Mark mentioned the winds, but I don't think they were quite 10-15... they were more moderate than that. Perhaps 4-7, I think, but I'm no expert judge of it.

For some silly reason, after the cutaway, I was looking below me for the main! :S Hadn't made the realization that it would most likely be floating higher than I was! My reserve is a pristine, beautiful bright green. I had been told what color it was (by a rigger who had repacked it before), but had never seen it. It was funny, looking up at white risers instead of black, and no 3-ring alongside my head!

I am fairly certain that there was no lineover during the actual malfunction. It seemed to me to be a straightforward line-twist, but how it got so severe, enough that I hadn't a chance of kicking out of it (least of all at 2,000 feet!) I have no idea. Brakes were still stowed when it was recovered. It did look bow-tied as it came down -- and yes, it was still reasonably inflated during its unmanned descent. It landed just east of the east fence of Sebastian airport, alongside (closed) runway 13/31.

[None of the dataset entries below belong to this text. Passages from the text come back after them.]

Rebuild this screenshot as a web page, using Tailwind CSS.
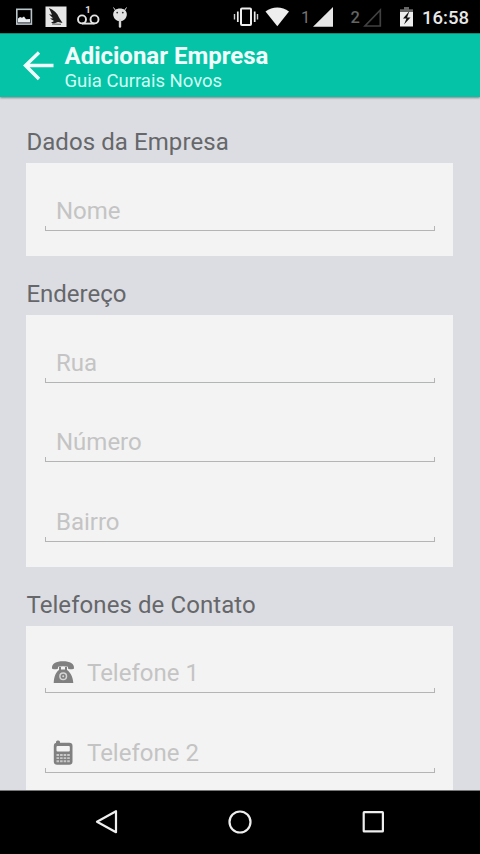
<!DOCTYPE html>
<html lang="pt-BR">
<head>
<meta charset="utf-8">
<title>Adicionar Empresa</title>
<script src="https://cdn.jsdelivr.net/npm/@tailwindcss/browser@4"></script>
</head>
<body class="bg-black">
<div class="flex h-[854px] w-[480px] flex-col overflow-hidden bg-[#dcdde2] font-[Roboto,sans-serif]">
  <!-- Status bar -->
  <div class="flex h-[33px] shrink-0 items-center bg-black text-[#e8e8e8]">
    <svg class="ml-[16px] h-[34px] w-[112px]" viewBox="16 0 112 34">
      <rect x="16.8" y="9.3" width="14.6" height="14.8" fill="none" stroke="#b9c4cb" stroke-width="1.6"/>
      <path d="M18 22.6v-4l2-1.5 2 .6 2-1.3 2 2.8 4-.3v3.7z" fill="#e8eef0"/>
      <rect x="45.5" y="6.5" width="21" height="20.5" fill="#e6e6e6"/>
      <path d="M49 8c5 2 8.500 5.500 10 9.500l3.500 5.500-4.500-1-4 1.500-3-.8 3-1.700-4-2.500 3-.3-4-4 3 .5z" fill="#1b1b1b"/>
      <path d="M52 24l9 .3" stroke="#555" stroke-width="1"/>
      <circle cx="82" cy="19.400" r="4" fill="none" stroke="#e2e2e2" stroke-width="1.9"/>
      <circle cx="94.500" cy="19.400" r="4" fill="none" stroke="#e2e2e2" stroke-width="1.9"/>
      <path d="M82 23.600h12.500" stroke="#e2e2e2" stroke-width="1.900"/>
      <text x="85.200" y="13.200" font-size="9.500" font-weight="bold" fill="#e2e2e2">1</text>
      <path d="M115.500 10.500l-2-3M124.500 10.500l2-3" stroke="#ddd" stroke-width="1"/>
      <path d="M113.200 14.500c0-4 3-6 6.800-6s6.800 2 6.800 6c0 3.500-3 6.700-6.800 6.700s-6.800-3.200-6.800-6.700z" fill="#e2e2e2"/>
      <path d="M120 20v6.500" stroke="#d5d5d5" stroke-width="2.400" stroke-linecap="round"/>
      <circle cx="117.200" cy="12.600" r=".9" fill="#333"/><circle cx="122.800" cy="12.600" r=".9" fill="#333"/>
    </svg>
    <svg class="ml-[104px] h-[34px] w-[58px]" viewBox="232 0 58 34" fill="none">
      <rect x="241" y="8.500" width="10" height="16.500" rx="1" stroke="#eee" stroke-width="2"/>
      <path d="M237.800 11.500v10.500M254.700 11.500v10.500" stroke="#eee" stroke-width="1.700"/>
      <path d="M234.500 14v5.500M257.500 14v5.500" stroke="#ccc" stroke-width="1.400"/>
      <path d="M265.500 11.500c7-5.500 16.500-5.500 23.500 0l-11.700 14.700z" fill="#eee"/>
    </svg>
    <span class="mt-[3px] ml-[11px] w-[12px] text-[16.500px] leading-[18px] text-[#757575]">1</span>
    <svg class="h-[34px] w-[22px]" viewBox="313 0 22 34"><path d="M313 26.800h20V7z" fill="#e6e6e6"/></svg>
    <span class="mt-[3px] ml-[15.500px] w-[11.500px] text-[16.500px] leading-[18px] font-medium text-[#646464]">2</span>
    <svg class="h-[34px] w-[20px]" viewBox="362 0 20 34"><path d="M365 26h15.300V10z" fill="none" stroke="#414141" stroke-width="1.700"/></svg>
    <svg class="ml-[17px] h-[34px] w-[16px]" viewBox="399 0 16 34">
      <path d="M404 7h5v2.200h4V14h-13V9.200h4z" fill="#666"/>
      <path d="M400 12h13V26.500h-13z" fill="#eee"/>
      <path d="M409.500 11l-6.500 7.500h3.500l-2.500 6 6.500-7h-3.500z" fill="#111"/>
    </svg>
    <span class="mt-[2px] ml-[7px] text-[18.500px] leading-[22px] font-medium">16:58</span>
  </div>

  <!-- App bar -->
  <header class="relative z-10 flex h-[64px] shrink-0 border-t border-[#108b76] bg-[#05c3a6] shadow-[0_1px_2px_rgba(0,0,0,0.4)]">
    <svg class="mt-[15px] ml-[22px] h-[34px] w-[34px] shrink-0" viewBox="0 0 34 34" fill="none" stroke="#f0fffb" stroke-width="3.400"><path d="M31.500 16.500H3.500M17 3.500L3.500 16.500l13.500 13.500"/></svg>
    <div class="ml-[8.500px] pt-[8px]">
      <h1 class="text-[24px] leading-[28px] font-bold whitespace-nowrap text-[#f0fffb]">Adicionar Empresa</h1>
      <p class="text-[18.500px] leading-[22px] whitespace-nowrap text-[#d0fff3]">Guia Currais Novos</p>
    </div>
  </header>

  <!-- Form -->
  <main class="flex-1 overflow-hidden pr-[27px] pl-[26.400px] text-[24px] leading-[28px] text-[#66676a]">
    <h2 class="mt-[31px] mb-[7.400px] tracking-[0.08px]">Dados da Empresa</h2>
    <section class="flex flex-col gap-[12px] bg-[#f3f3f3] pr-[18px] pl-[18.600px] pb-[25px]">
      <div class="flex h-[67.500px] flex-col justify-end text-[#c4c4c4]">
        <span class="px-[11px]">Nome</span>
        <div class="mt-[1px] h-[5px] border-x-[1.500px] border-b-[1.500px] border-[#b3b5b5]"></div>
      </div>
    </section>

    <h2 class="mt-[24px] mb-[7.500px]">Endereço</h2>
    <section class="flex flex-col gap-[12px] bg-[#f3f3f3] pr-[18px] pl-[18.600px] pb-[25px]">
      <div class="flex h-[67.400px] flex-col justify-end text-[#c4c4c4]">
        <span class="px-[11px]">Rua</span>
        <div class="mt-[1px] h-[5px] border-x-[1.500px] border-b-[1.500px] border-[#b3b5b5]"></div>
      </div>
      <div class="flex h-[67.400px] flex-col justify-end text-[#c4c4c4]">
        <span class="px-[11px]">Número</span>
        <div class="mt-[1px] h-[5px] border-x-[1.500px] border-b-[1.500px] border-[#b3b5b5]"></div>
      </div>
      <div class="flex h-[67.400px] flex-col justify-end text-[#c4c4c4]">
        <span class="px-[11px]">Bairro</span>
        <div class="mt-[1px] h-[5px] border-x-[1.500px] border-b-[1.500px] border-[#b3b5b5]"></div>
      </div>
    </section>

    <h2 class="mt-[24px] mb-[7.500px] tracking-[0.08px]">Telefones de Contato</h2>
    <section class="flex flex-col gap-[12px] bg-[#f3f3f3] pr-[18px] pl-[18.600px] pb-[25px]">
      <div class="flex h-[67.400px] flex-col justify-end text-[#c4c4c4]">
        <div class="flex items-center">
          <svg class="ml-[6px] -mt-[3px] h-[24px] w-[24px]" viewBox="0 0 24 24">
            <path d="M1 8.500C.6 3.500 5 1.200 12 1.200s11.400 2.300 11 7.300c0 1-6 1-6 0V6.700c-3-.7-7-.7-10 0v1.800c0 1-6 1-6 0z" fill="#808080"/>
            <path d="M8 7h2v2.500h4V7h2v3c3 2 6 6.500 6.300 13H2.700c.3-6.500 2.300-11 5.300-13z" fill="#808080"/>
            <circle cx="12.200" cy="16.200" r="3.300" fill="none" stroke="#d5d5d5" stroke-width="1.500"/>
            <circle cx="12.200" cy="16.200" r="1" fill="#d5d5d5"/>
          </svg>
          <span class="ml-[12px]">Telefone 1</span>
        </div>
        <div class="mt-[1px] h-[5px] border-x-[1.500px] border-b-[1.500px] border-[#b3b5b5]"></div>
      </div>
      <div class="flex h-[67.400px] flex-col justify-end text-[#c4c4c4]">
        <div class="flex items-center">
          <svg class="ml-[6px] h-[26px] w-[24px]" viewBox="0 0 24 26">
            <rect x="5" y=".5" width="4" height="5" rx="1.500" fill="#808080"/>
            <rect x="2.800" y="2.700" width="18.700" height="22" rx="3.200" fill="#808080"/>
            <rect x="5.500" y="6" width="13.300" height="5.600" rx="1" fill="#f3f3f3"/>
            <path d="M5.500 15h13.300M5.500 18.100h13.300M5.500 21.200h13.300" stroke="#c8c8c8" stroke-width="1.900" stroke-dasharray="2.600 .97"/>
          </svg>
          <span class="ml-[12px]">Telefone 2</span>
        </div>
        <div class="mt-[1px] h-[5px] border-x-[1.500px] border-b-[1.500px] border-[#b3b5b5]"></div>
      </div>
    </section>
  </main>

  <!-- Navigation bar -->
  <nav class="flex h-[64.500px] shrink-0 items-start border-t border-[#777] bg-black pt-[17px]">
    <svg class="ml-[94px] h-[28px] w-[26px]" viewBox="0 0 26 28"><path d="M22 3.200v21L3 13.700z" fill="none" stroke="#eee" stroke-width="2.200" stroke-linejoin="round"/></svg>
    <svg class="ml-[107px] h-[28px] w-[26px]" viewBox="0 0 26 28"><circle cx="13" cy="14" r="10.500" fill="none" stroke="#eee" stroke-width="2.200"/></svg>
    <svg class="ml-[107px] h-[28px] w-[26px]" viewBox="0 0 26 28"><rect x="3.700" y="4.200" width="19.200" height="19.200" rx=".5" fill="none" stroke="#eee" stroke-width="2.200"/></svg>
  </nav>
</div>
</body>
</html>
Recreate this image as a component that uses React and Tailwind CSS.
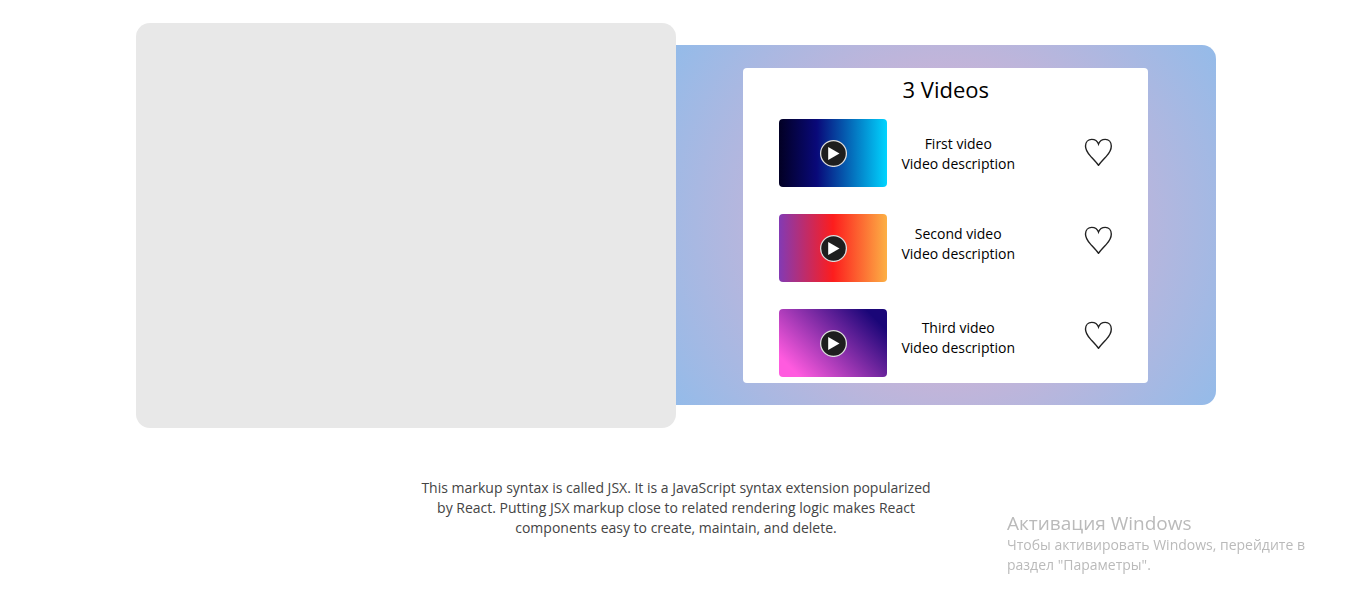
const videos = [
  {
    title: 'First video',
    description: 'Video description',
    thumb: 'bg-[linear-gradient(90deg,#020024_0%,#090979_35%,#00d4ff_100%)]',
    textPad: 'pt-0.5',
    heartPad: 'pb-0.5',
  },
  {
    title: 'Second video',
    description: 'Video description',
    thumb: 'bg-[linear-gradient(90deg,#833ab4_0%,#fd1d1d_50%,#fcb045_100%)]',
    textPad: 'pb-2',
    heartPad: 'pb-4',
  },
  {
    title: 'Third video',
    description: 'Video description',
    thumb: 'bg-[linear-gradient(45deg,#ff5bdf_12%,#1a0678_88%)]',
    textPad: 'pb-2.5',
    heartPad: 'pb-4',
  },
];

function PlayIcon() {
  return (
    <svg width="28" height="28" viewBox="0 0 28 28" aria-hidden="true">
      <circle cx="14.5" cy="14.5" r="12.9" fill="#1e1e1e" stroke="#dcdcdc" strokeWidth="1.3" />
      <path d="M9.2 8 L20.5 14.5 L9.2 21 Z" fill="#fff" />
    </svg>
  );
}

function HeartIcon() {
  return (
    <svg width="28" height="28" viewBox="0 0 28 28" fill="none" stroke="#222" strokeWidth="1.4" aria-hidden="true">
      <path d="M14.5 27.3 C12.5 24.5 9.3 21.2 6.3 17.9 C3.3 14.6 1.5 12.1 1.5 8.1 C1.5 3.9 4.3 1.4 7.7 1.4 C11 1.4 13.4 3 14.5 6.1 C15.6 3 18 1.4 21.3 1.4 C24.7 1.4 27.3 3.9 27.3 8.1 C27.3 12.1 25.7 14.6 22.7 17.9 C19.7 21.2 16.5 24.5 14.5 27.3 Z" />
    </svg>
  );
}

function Video({ video }) {
  return (
    <li className="flex gap-3.5">
      <button
        type="button"
        aria-label={`Play ${video.title}`}
        className={`flex h-[68px] w-[108px] shrink-0 items-center justify-center rounded ${video.thumb}`}
      >
        <PlayIcon />
      </button>
      <div className={`flex flex-col justify-center text-center text-sm leading-5 ${video.textPad}`}>
        <h3>{video.title}</h3>
        <p>{video.description}</p>
      </div>
      <div className={`ml-auto flex items-center ${video.heartPad}`}>
        <button type="button" aria-label={`Like ${video.title}`}>
          <HeartIcon />
        </button>
      </div>
    </li>
  );
}

export default function App() {
  return (
    <div className="bg-white pt-[23px] pl-[3px] font-['Open_Sans','Noto_Sans',sans-serif] text-black">
      <main className="mx-auto flex w-[80vw] items-start justify-center">
        <section className="h-[405px] flex-1 rounded-[14px] bg-[#e8e8e8]" />
        <section className="mt-[22px] flex flex-1 justify-center rounded-r-[14px] bg-[radial-gradient(circle,#eeaeca_0%,#94bbe9_100%)] pt-[23px] pb-[22px]">
          <div className="w-3/4 rounded bg-white px-9 pt-1.5 pb-1.5">
            <h2 className="text-center text-[22px] leading-[30px]">3 Videos</h2>
            <ul className="mt-[15px] flex flex-col gap-[27px]">
              {videos.map((video) => (
                <Video key={video.title} video={video} />
              ))}
            </ul>
          </div>
        </section>
      </main>
      <p className="mx-auto mt-[50px] max-w-[520px] text-center text-sm leading-5 text-[#444]">
        This markup syntax is called JSX. It is a JavaScript syntax extension popularized by React. Putting JSX markup
        close to related rendering logic makes React components easy to create, maintain, and delete.
      </p>
      <aside className="fixed right-[22px] bottom-[29px] w-80 text-[#bababa]">
        <h2 className="text-[19px] leading-6">Активация Windows</h2>
        <p className="text-sm leading-5">Чтобы активировать Windows, перейдите в раздел "Параметры".</p>
      </aside>
    </div>
  );
}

Many thanks to Mark, who alone saw the freebag come down, and who is the one who recovered it for me after a search of the grounds. :)
I'll be bringing beer next weekend (repack should be done by then);
something for Craig, who had repacked the reserve on 10/01 -- just nine days earlier!; and something nice for Mark, who saved me what, $150-200? :P The guy deserves it; he tells me I put him through quite a scare.

Oooh, movie quote:
"I heard you had quite a scare up there! ...Wanna see something really scary?"

Blue skies,
-Jeffrey
-Jeffrey
"With tha thoughts of a militant mind... Hard line, hard line after hard line!"